There are also practical questions about scaling. While the study shows that the number of required qubits grows only logarithmically with image size after compression, the initial mapping from optical modes to quantum memory still involves many physical channels. Implementing such systems outside the laboratory would require advances in photonic integration and robust quantum interfaces.
With all this in mind, the study identifies a concrete application where quantum information processing could outperform classical techniques without waiting for future breakthroughs in error correction or large-scale quantum hardware. By focusing on measurement efficiency rather than computational speed, it reframes the conversation about where quantum advantage might first appear.
In the near term, the team suggest that proof-of-principle experiments could be performed in controlled settings, using weak optical signals and small detector arrays to demonstrate the predicted signal-to-noise improvements. Such experiments would help determine how much of the theoretical advantage survives real-world imperfections.

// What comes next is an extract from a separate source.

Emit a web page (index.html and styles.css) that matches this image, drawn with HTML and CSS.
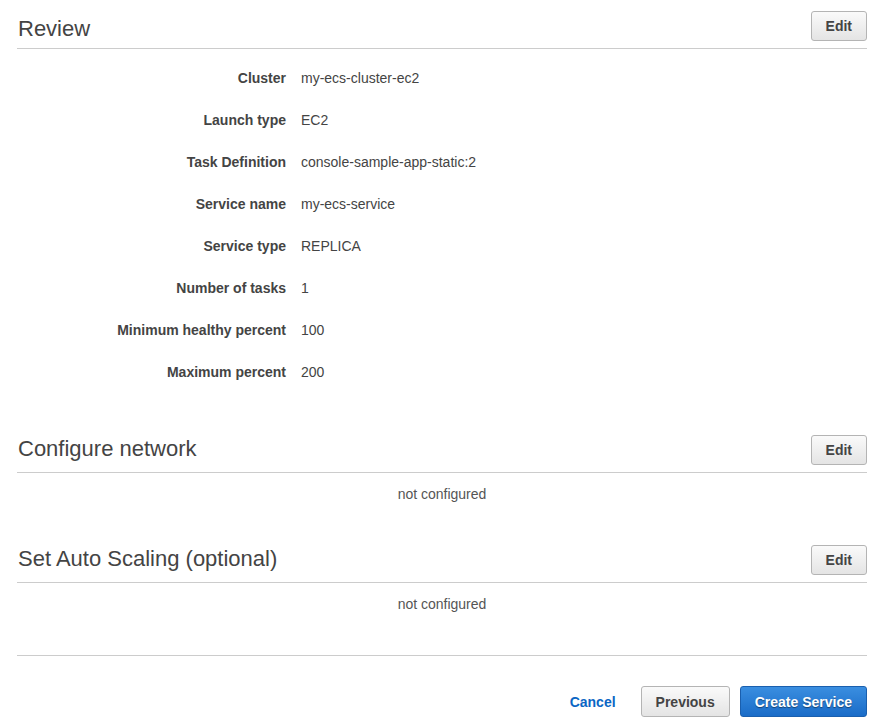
FILE: index.html
```html
<!DOCTYPE html>
<html lang="en">
<head>
<meta charset="utf-8">
<title>Review</title>
<link rel="stylesheet" href="styles.css">
</head>
<body>
<div class="page">
  <section class="section">
    <div class="section-header">
      <h2 class="section-title section-title-lead">Review</h2>
      <button class="btn">Edit</button>
    </div>
    <dl class="details">
      <dt>Cluster</dt><dd>my-ecs-cluster-ec2</dd>
      <dt>Launch type</dt><dd>EC2</dd>
      <dt>Task Definition</dt><dd>console-sample-app-static:2</dd>
      <dt>Service name</dt><dd>my-ecs-service</dd>
      <dt>Service type</dt><dd>REPLICA</dd>
      <dt>Number of tasks</dt><dd>1</dd>
      <dt>Minimum healthy percent</dt><dd>100</dd>
      <dt>Maximum percent</dt><dd>200</dd>
    </dl>
  </section>

  <section class="section">
    <div class="section-header">
      <h2 class="section-title">Configure network</h2>
      <button class="btn">Edit</button>
    </div>
    <p class="empty">not configured</p>
  </section>

  <section class="section">
    <div class="section-header">
      <h2 class="section-title">Set Auto Scaling (optional)</h2>
      <button class="btn">Edit</button>
    </div>
    <p class="empty empty-last">not configured</p>
  </section>

  <div class="footer">
    <a class="link-btn" href="#">Cancel</a>
    <button class="btn btn-footer">Previous</button>
    <button class="btn btn-primary btn-footer">Create Service</button>
  </div>
</div>
</body>
</html>
```

FILE: styles.css
```css
html, body {
  margin: 0;
  padding: 0;
  background: #ffffff;
}

body {
  font-family: Arial, "Liberation Sans", Helvetica, sans-serif;
  font-size: 14px;
  color: #444444;
}

.page {
  padding: 0 9px 0 17px;
}

.section-header {
  display: flex;
  align-items: flex-start;
  justify-content: space-between;
  padding: 11px 0 7px;
  border-bottom: 1px solid #cccccc;
}

.section-title {
  margin: -1px 0 0;
  padding: 0 0 0 1px;
  font-size: 22px;
  font-weight: normal;
  color: #444444;
  line-height: 30px;
}

.section-title-lead {
  margin: 3px 0 -3px;
}

.btn {
  box-sizing: border-box;
  height: 30px;
  padding: 0 14px;
  font-family: Arial, "Liberation Sans", Helvetica, sans-serif;
  font-size: 14px;
  font-weight: bold;
  color: #444444;
  background: linear-gradient(#fafafa, #e4e4e4);
  border: 1px solid #b4b4b4;
  border-radius: 3px;
  cursor: pointer;
}

.details {
  display: grid;
  grid-template-columns: 269px 1fr;
  column-gap: 15px;
  grid-auto-rows: 42px;
  align-items: center;
  margin: 8px 0 0;
  padding-bottom: 31px;
}

.details dt {
  text-align: right;
  font-weight: bold;
  color: #444444;
}

.details dd {
  margin: 0;
  color: #444444;
}

.empty {
  margin: 0;
  padding: 11px 0 30px;
  line-height: 20px;
  text-align: center;
  color: #555555;
}

.empty-last {
  padding-bottom: 41px;
}

.footer {
  display: flex;
  justify-content: flex-end;
  align-items: center;
  gap: 10px;
  border-top: 1px solid #cccccc;
  padding-top: 30px;
}

.link-btn {
  color: #0b66c4;
  font-weight: bold;
  text-decoration: none;
  margin-right: 15px;
}

.btn-footer {
  height: 31px;
}

.btn-primary {
  color: #ffffff;
  background: linear-gradient(#3a8ee0, #1a6cc8);
  border-color: #1a5fae;
  text-shadow: 0 1px 1px rgba(0, 0, 0, 0.45);
}
```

Looking at this longer term for astronomy, this study yet another idea on a growing list that shows how quantum technologies may not replace existing tools, but could extend or enhance classical tools and methods. If quantum processors can indeed help telescopes see fainter worlds with fewer photons, they could become an unexpected ally in the search for planets beyond the solar system.
The research team included Aleksandr Mokeev, of Eindhoven University of Technology in the Netherlands, Babak Saif, of NASA Goddard Space Flight Center in Greenbelt, Maryland, and Mikhail D. Lukin and Johannes Borregaard, both of Harvard University.